Market Views

GLOBAL CREDIT BULLETS | Monday, 2nd November 2020

Lockdown – Back home.
Rising hospitalisation rates pushed European countries back into soft lockdowns. Measures are less strict than in April, but they will be enough for a decent downgrade of 4Q20 growth forecasts. Equity markets have taken a hit, while credit has resisted. We believe credit will remain more supported, thanks to monetary policy and fiscal help. We see potential for some more volatility into year end, especially as the market may focus on potential US restrictions once elections are off the way. US equities and credit seems more at risk than European equities in a lockdown case, as they both lagged the move weaker. The outlook for a vaccine in early 2021 and monetary stimulus may cap the downside, so any selloff will be much milder than in March. Asia will continue to outperform as lockdowns are not in sight.

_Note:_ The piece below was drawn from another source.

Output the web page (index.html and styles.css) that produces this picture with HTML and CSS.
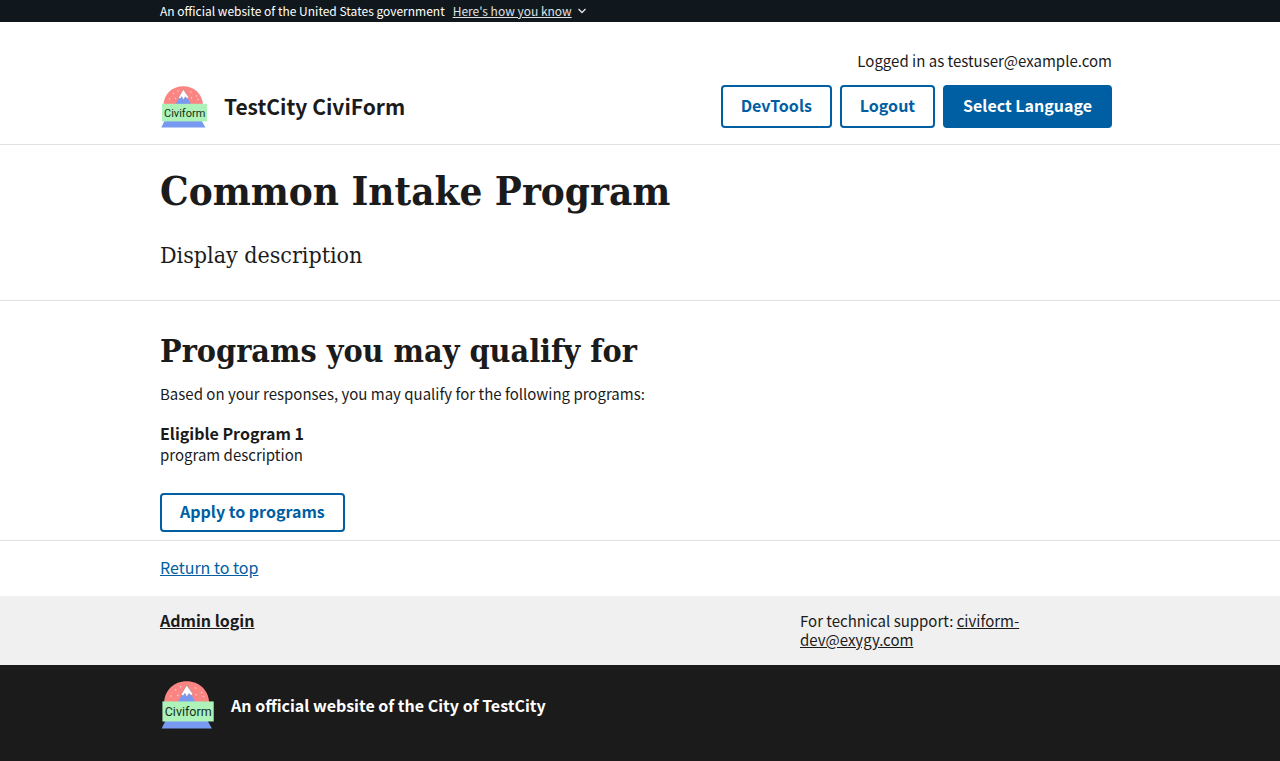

Election Tuesday – Watch FL, NC, PA.
Our latest probabilities assign 87% chances to a Biden win and 61% chances to a Blue wave scenario. Strong voter turnout has continued over the weekend with 93mn of people having voted so far, which represents 68% of total 2016 votes. Our base case remains that of a Biden win, which in our view confirms the case for value trades, inflation, and non-US assets to outperform and for the Dollar and Treasuries to underperform. Clearly the stamina of the Biden trade will also depend on the US lockdown outlook post-elections. In regard to election night, Florida, Arizona and North Carolina are key to watch as a Biden win in either could mean a clear result on November 4. If Biden were to lose all of them (unlikely scenario, based on polls), we would need to wait for Pennsylvania, to assess his victory. This could take up to 1 and 2 weeks from the election night given the tabulation start date and ballot deadlines.

ECB – Wait for Christmas.
The ECB meeting last week painted a bleaker outlook for 4Q20 but refrained from acting for now. Instead, stimulus at the December meeting was telegraphed to markets. In the last meeting of the year, we are likely to see a €400-500bn increase in PEPP purchases, an expansion of the TLTRO program, and a broadening of eligible assets for purchases (e.g. “fallen angels”). This package currently lies at the dovish side of consensus, and hence could provide a good backstop for any lockdown weakness in November. The Fed this week will likely hold policy too, given the elections uncertainty, so any re-assessment will be in December. Upcoming ECB stimulus is likely to cap downside on credit from here, together with aid from governments to strategic firms.

China – Opening up.
The Central Committee of the Communist Party released details on the new five-year plan. While a growth target was not specified, the Committee pledged a strong commitment to liberalise the capital account. As the focus moves away from export-led growth to focus on innovation and the consumer, the politburo is likely to allow more capital inflows into the country. Chinese bonds and equities remain underweight in global portfolios, so that further liberalization will be a strong tailwind for Chinese asset prices. Short-term, CNH and equities have more room given positive-growth momentum in Asia. Strong 3Q GDP and the recent beat on PMIs point in this direction. Chinese local bonds are headed to attract investor attention in 2021 too given tight monetary policy and a lack of global safe havens.